所属声優が講師を務めたり、プロダクション関係者がレッスンを見に来たりと、オーディション以外にもデビューのチャンスがあるのも声優養成所ならではのメリットです。

また、声優養成所では進級の度に審査があるので、早ければ半年ほどで自分の実力を知ることができます。

進路に迷いがある人にとっては、進路を決める上での判断材料にもなるので、声優養成所のメリットともいえるでしょう。

声優養成所のデメリット

  • 声優プロダクションを選べない
  • 他の芸能活動ができない
  • 進級審査が厳しい
  • レッスンスピードが早い

声優養成所のデメリットは、声優プロダクションの選択肢が少ないことです。

多くの声優養成所は、系列プロダクションの所属声優を発掘するためにレッスンを開講しています。そのため、声優養成所に入所している間は、他社の所属オーディションには参加できないという規定を設けている所が多いです。

さらに、声優養成所では定期的に行われる進級試験に合格できなければ強制退所となることもあります。

最終的に所属オーディションに参加できるのも、進級試験に全て合格した限られたレッスン生のみです。

声優養成所に入所する多くの人は、所属オーディションに挑戦することもなく退所していることになります。

声優養成所はうまくいけば声優デビューへの最短距離ですが、場合によっては声優専門学校以上にお金と時間がかかる可能性もあります。

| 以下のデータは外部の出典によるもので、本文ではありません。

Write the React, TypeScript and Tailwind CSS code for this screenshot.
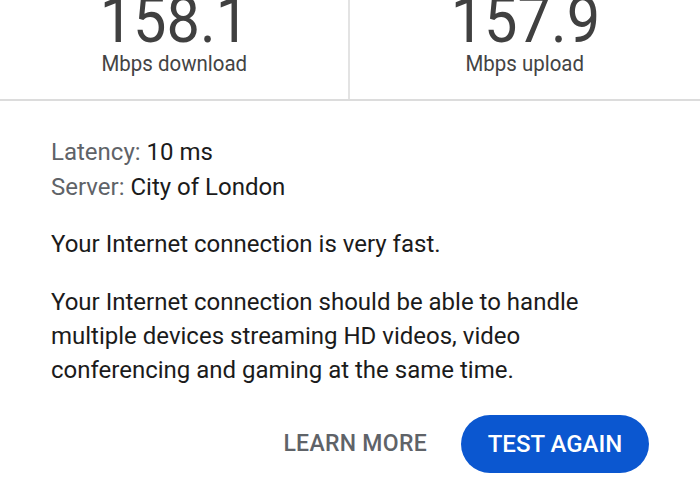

また、声優養成所のレッスンスピードは早いので、能力にあった声優養成所を選ばなくてはレッスンに付いていけず苦労する可能性もあります。

声優養成所では自主練ありきで授業が展開されているため、経験者の方が適しているとも考えることができます。

声優養成所に向いている人はこんな人

  • 目指す声優プロダクションが決まっている人
  • 声優の勉強をしたことがある人
  • 早く結果を出したい人
  • 学業や仕事と両立したい人

まとめ

声優専門学校と声優養成所は、どちらも声優の技術を学ぶ場所ですが、運営目的は大きく違います。

声優専門学校は、声優の技術を習得して進路につなげることを目的としており、声優養成所はプロダクションの新人候補の育成を目的としています。

時間をかけて基礎からレッスンを受けたい人や、色々な声優プロダクションを検討している方には声優専門学校がおすすめです。

一方で、目当ての声優プロダクションが決まっていたり、仕事や学校と両立しながら声優の夢に挑戦してみたい方には声優養成所がおすすめです。

どちらの進路に進むにしても、どの声優専門学校や声優養成所を選ぶかによって将来は大きく変わってきます。しっかりとリサーチをして悔いのない進路選択をしましょう。